St. Louis Cardinals – The Cards received right-handed starter John Lackey and 22-year-old Corey Littrell (a fifth-round draft pick in 2013) for Allen Craig and Joe Kelly. St. Louis is hoping Lackey and the previously acquired Justin Masterson will bolster the starting rotation for the stretch run.

San Diego Padres – Traded outfielder Chris Denorfia to the Seattle Mariners for outfielder Abraham Almonte and right-hander Stephen Kohlscheen.  Almonte was a former Yankees prospect who hasn’t done much in the Minors or in 25 games for Seattle last year. Kohlscheen is big (6’6”) but doesn’t have big potential. All you need to know is he’s 25 years old, hasn’t seen the Majors yet and was a 45th round pick in 2010.

Washington Nationals – Received shortstop Asdrubal Cabrera from the Cleveland Indians in exchange for infielder Zach Walters. Cabrera has played five games at second base since the trade, replacing Danny Espinosa.

Even though the non-waiver deadline has passed, that doesn’t mean general managers are done wheeling and dealing.
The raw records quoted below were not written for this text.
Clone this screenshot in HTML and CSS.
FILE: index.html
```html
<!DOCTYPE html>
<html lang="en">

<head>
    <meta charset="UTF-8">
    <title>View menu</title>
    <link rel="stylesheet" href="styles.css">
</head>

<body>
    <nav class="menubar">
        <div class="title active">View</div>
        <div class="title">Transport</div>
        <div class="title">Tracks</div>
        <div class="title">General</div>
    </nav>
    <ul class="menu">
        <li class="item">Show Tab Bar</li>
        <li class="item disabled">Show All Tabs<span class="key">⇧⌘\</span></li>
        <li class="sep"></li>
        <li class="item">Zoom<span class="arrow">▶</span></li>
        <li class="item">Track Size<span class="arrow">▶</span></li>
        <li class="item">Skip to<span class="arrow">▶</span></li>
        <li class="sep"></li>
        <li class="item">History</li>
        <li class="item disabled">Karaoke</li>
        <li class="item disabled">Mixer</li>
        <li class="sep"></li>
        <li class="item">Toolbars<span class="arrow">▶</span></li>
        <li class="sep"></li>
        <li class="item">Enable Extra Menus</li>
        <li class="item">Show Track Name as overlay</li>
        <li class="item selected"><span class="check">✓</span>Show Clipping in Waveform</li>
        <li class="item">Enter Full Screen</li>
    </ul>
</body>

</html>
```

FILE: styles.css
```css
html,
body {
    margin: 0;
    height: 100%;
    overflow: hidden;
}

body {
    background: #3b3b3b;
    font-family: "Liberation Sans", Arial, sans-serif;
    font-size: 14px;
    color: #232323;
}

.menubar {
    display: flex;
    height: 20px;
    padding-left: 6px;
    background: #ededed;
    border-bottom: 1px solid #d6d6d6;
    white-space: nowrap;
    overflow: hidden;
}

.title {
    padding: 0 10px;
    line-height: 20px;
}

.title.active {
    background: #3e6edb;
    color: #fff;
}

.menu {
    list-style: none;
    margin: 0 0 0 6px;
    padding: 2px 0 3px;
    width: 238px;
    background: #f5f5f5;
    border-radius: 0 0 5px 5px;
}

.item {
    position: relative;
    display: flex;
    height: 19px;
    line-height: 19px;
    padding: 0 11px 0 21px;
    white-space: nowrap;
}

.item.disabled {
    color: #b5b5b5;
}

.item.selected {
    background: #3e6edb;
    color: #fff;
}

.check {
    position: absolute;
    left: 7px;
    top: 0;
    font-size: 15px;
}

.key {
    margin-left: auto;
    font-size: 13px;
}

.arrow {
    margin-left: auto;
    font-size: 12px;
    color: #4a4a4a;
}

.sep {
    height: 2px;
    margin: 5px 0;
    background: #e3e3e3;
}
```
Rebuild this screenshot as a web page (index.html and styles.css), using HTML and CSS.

We are now in the waiver trade period. In this process, teams put players on waivers. The players could be claimed by any major league team. If a player is claimed by more than one team, the team lower in the standings in the same league wins the claim. The two teams then have the opportunity to work out a trade or the player’s original team can opt to let him go with the claiming team assuming the contract. Teams putting players on waivers usually have a team or two they would be willing to consummate a trade with. If the winning team in the waiver process isn’t any of them, then the team just pulls the player back from waivers. This is usually a shell game as teams can put up to seven players a day on waivers – many players they have no interest in trading.
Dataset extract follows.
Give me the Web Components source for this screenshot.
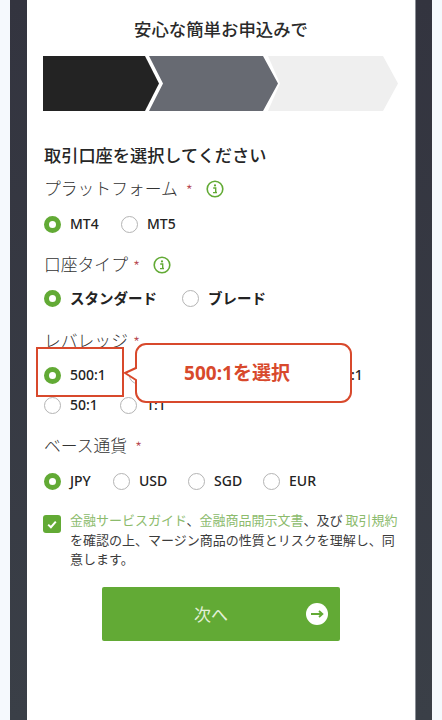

One team that should be very active is the Philadelphia Phillies. After doing nothing before the deadline, they are in just as bad a position as they were before – an old team getting older with some big contracts they desperately need to unload. General Manager Ruben Amaro Jr. has stated he received many inquiries but none of them were worth the players they would be losing. But here the Phils sit with the same old players and big contracts and they’ll be a year older next year. They needed to dump some of those big contracts that are like an anchor around their necks. We’ll see if they pull the trigger this month. Reportedly, some players are willing to waive their no-trade clauses to go to a playoff contender. Evidently, Cliff Lee won’t be one of the players changing uniforms as he was again placed on the disabled list. The difference now is he has cleaned out his locker, which is a pretty good sign he’s done for the season, although nothing has officially been said.

Another team that didn’t do much was the Colorado Rockies. This didn’t sit well with super shortstop Troy Tulowitzki, who said “something needs to change” with the team but stopped short of saying he wanted out.

Teams will now see what they can accomplish for this year or the future during the month of August.